Recommendations for RFID cat door
June 2, 2015 11:30 PM   Subscribe

No longer renting, now I can cut holes in the wall!

My sweetheart and I have finally purchased our purr-fect home. Now that we are not renting, we are looking at solutions to allow the doofuses (Bugsy and Capone) to come and go mostly as they please without either of us being door bitch, or just leaving doors open all of the time.

I did some initial binging to determine what I was looking for (that's a lie, nobody 'bings'), and so far the Sure Flap has had the best review I have seen. We really like that it uses RFID to read the kitties' existing microchips as means of access control. Lost collars won't cause trouble.

Has anyone here used the Sure Flap? Would you use it again? Is there a better one that I may have missed?
posted by drfu to Pets & Animals (3 answers total) 2 users marked this as a favorite
 
We have that exact door!

A few observations that might help you make a decision:

The way the door is built, there's kind of a tunnel on the inside-the-house side of it. While there is a flap, your cat will have to go through the tunnel to get to it. At least a month after we had it installed, the door still seems to give our cat some trouble. It's not something she can just walk through.

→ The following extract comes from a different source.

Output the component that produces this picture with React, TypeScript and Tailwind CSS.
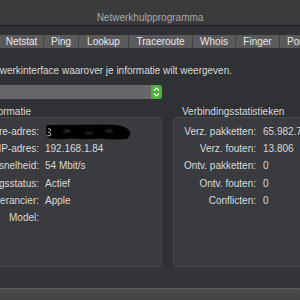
import React from 'react'

const tabs = [
  { label: 'Netstat', w: 'w-[43px]' },
  { label: 'Ping', w: 'w-[35px]' },
  { label: 'Lookup', w: 'w-[50px]' },
  { label: 'Traceroute', w: 'w-[64px]' },
  { label: 'Whois', w: 'w-[43px]' },
  { label: 'Finger', w: 'w-[44px]' },
  { label: 'Port Scan', w: 'w-[60px]' },
]

const infoRows: [string, React.ReactNode][] = [
  ['Hardware-adres:', <Redacted key="r" />],
  ['IP-adres:', '192.168.1.84'],
  ['Koppelingssnelheid:', '54 Mbit/s'],
  ['Koppelingsstatus:', 'Actief'],
  ['Leverancier:', 'Apple'],
  ['Model:', ''],
]

const statRows: [string, string][] = [
  ['Verz. pakketten:', '65.982.745'],
  ['Verz. fouten:', '13.806'],
  ['Ontv. pakketten:', '0'],
  ['Ontv. fouten:', '0'],
  ['Conflicten:', '0'],
]

// scribbled-out hardware address
function Redacted() {
  return (
    <svg viewBox="0 0 86 16" className="w-[86px] h-[16px] shrink-0 block">
      <path
        d="M2 1 L60 0.5 L72 1 Q80 2 84 6 Q87 11 82 15 Q68 16 54 14.5 Q40 16 26 14.5 Q12 16 3 14 Q0 8 2 1 Z"
        fill="#000"
      />
      <path d="M3 5 Q5 4 6 6 Q5 8 3.5 8.5 Q6 9 6 11 Q4 12.5 2.5 11.5" fill="none" stroke="#bdbdbd" strokeWidth="1" />
      <ellipse cx="22" cy="7" rx="4" ry="2" fill="#1c1c1c" />
      <ellipse cx="44" cy="9" rx="5" ry="2" fill="#161616" />
      <ellipse cx="64" cy="7" rx="4" ry="2" fill="#1a1a1a" />
    </svg>
  )
}

function Chevrons() {
  return (
    <svg width="11" height="14" viewBox="0 0 11 14">
      <path d="M3 5.5 L5.5 3 L8 5.5" fill="none" stroke="#fff" strokeWidth="1.1" />
      <path d="M3 8.5 L5.5 11 L8 8.5" fill="none" stroke="#fff" strokeWidth="1.1" />
    </svg>
  )
}

export default function App() {
  return (
    <div className="w-[300px] h-[300px] overflow-hidden flex flex-col bg-[#303134] font-['Liberation_Sans',Arial,sans-serif] text-[10px] text-[#dadada]">
      {/* title bar */}
      <div className="h-[26px] shrink-0 flex items-center justify-center pt-[9px] bg-[#3b3b3d] border-b border-[#1d1d1f] text-[#a9a9a9]">
        Netwerkhulpprogramma
      </div>

      {/* tabs */}
      <div className="mt-[9px] h-[13px] shrink-0 flex bg-[#5a5a5c] whitespace-nowrap">
        {tabs.map((t, i) => (
          <div
            key={t.label}
            className={`${t.w} shrink-0 flex items-center ${i === tabs.length - 1 ? 'pl-[7px]' : 'justify-center'} ${i > 0 ? 'border-l border-[#424244]' : ''} text-[#e8e8e8]`}
          >
            {t.label}
          </div>
        ))}
      </div>

      {/* instruction */}
      <div className="mt-[15px] w-[232px] h-[14px] flex justify-end items-center whitespace-nowrap">
        Selecteer een netwerkinterface waarover je informatie wilt weergeven.
      </div>

      {/* interface popup */}
      <div className="mt-[8px] -ml-[20px] w-[182px] h-[14px] flex rounded-[3px] overflow-hidden">
        <div className="flex-1 bg-[#666668]" />
        <div className="w-[11px] bg-[#4fb13a] flex items-center justify-center">
          <Chevrons />
        </div>
      </div>

      {/* group labels */}
      <div className="mt-[6px] h-[12px] flex items-center whitespace-nowrap">
        <div className="w-[31px] flex justify-end">Informatie</div>
        <div className="ml-[151px]">Verbindingsstatistieken</div>
      </div>

      {/* boxes */}
      <div className="h-[150px] shrink-0 flex gap-[11px]">
        <div className="-ml-[10px] w-[172px] shrink-0 rounded-[4px] border border-[#48494c] bg-[#3a3b3e] pt-[5px]">
          <div className="grid grid-cols-[48px_116px] gap-x-[6px]">
            {infoRows.map(([label, value]) => (
              <React.Fragment key={label}>
                <div className="h-[17.2px] flex items-center justify-end whitespace-nowrap">{label}</div>
                <div className="h-[17.2px] flex items-center whitespace-nowrap">{value}</div>
              </React.Fragment>
            ))}
          </div>
        </div>
        <div className="w-[150px] shrink-0 rounded-[4px] border border-[#48494c] bg-[#3a3b3e] pt-[5px]">
          <div className="grid grid-cols-[82px_1fr] gap-x-[7px]">
            {statRows.map(([label, value]) => (
              <React.Fragment key={label}>
                <div className="h-[17.2px] flex items-center justify-end whitespace-nowrap">{label}</div>
                <div className="h-[17.2px] flex items-center whitespace-nowrap">{value}</div>
              </React.Fragment>
            ))}
          </div>
        </div>
      </div>

      {/* bottom */}
      <div className="h-[21px] shrink-0 bg-[#343538]" />
      <div className="flex-1 border-t border-[#5e5e5e] bg-gradient-to-b from-[#505050] to-[#404040]" />
    </div>
  )
}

That's another thing to consider. The door doesn't open magically when your cat approaches wearing the collar tag. All the tag (or chip, if your cat is chipped) will do is disarm the lock if you have the lock set. It took at least a week of showing our cat she could push the door open herself if she would... just... come on, kitty, yeah, push it open WHO'S A GOOD KITTY? We turned off the sensor during training just so there would be no question she could get in and out if she wanted.

Now that Oona is a pro, we've locked the door from the inside a few times to make sure she won't get outside for one reason or another, but we've actually left the lock turned off most of the time. All that expense for the door that has a built-in sensor, and we still haven't really been using the sensor.
posted by emelenjr at 11:51 PM on June 2, 2015


Best answer: We've had the sure flap for about four years. The cat figured it out right away, which is great. The battery life is great and it works as advertised. A couple of caveats.

Another cat can follow yours inside if it is fast enough. It has happened to ours twice that she's been fleeing a fight and the other has chased her closely enough behind to get through the door before it closes.

Also, it is very small. Our cat is tiny (3.5kg) and it looks like it's a tight squeeze for her. Most fat cats would struggle, I think.

Finally, because it is small, it picks up fur at the top as she squeezes past the rubber seal there, and the fur accumulates to where it eventually stops the door from swinging as smoothly, and then it sometimes sits slightly open unless the cat has gone through fast enough to give it momentum enough to swing shut. This has only started happening the past six months or so, so maybe something has rusted or needs oiling as well as the fur issue, but cleaning the fur out makes it swing more smoothly again for a while.
posted by lollusc at 2:32 AM on June 3, 2015


About cat's reluctance to go through the tunnel and then push up the flap, we trained ours by just taping the flap up, putting some that's on the other side, and getting them used to just the tunnel that way. Then we taped the flap in a slightly lower position so the had to nudge it up just a little, and then progressively lowered it until they were comfortable with opening it from a shut position.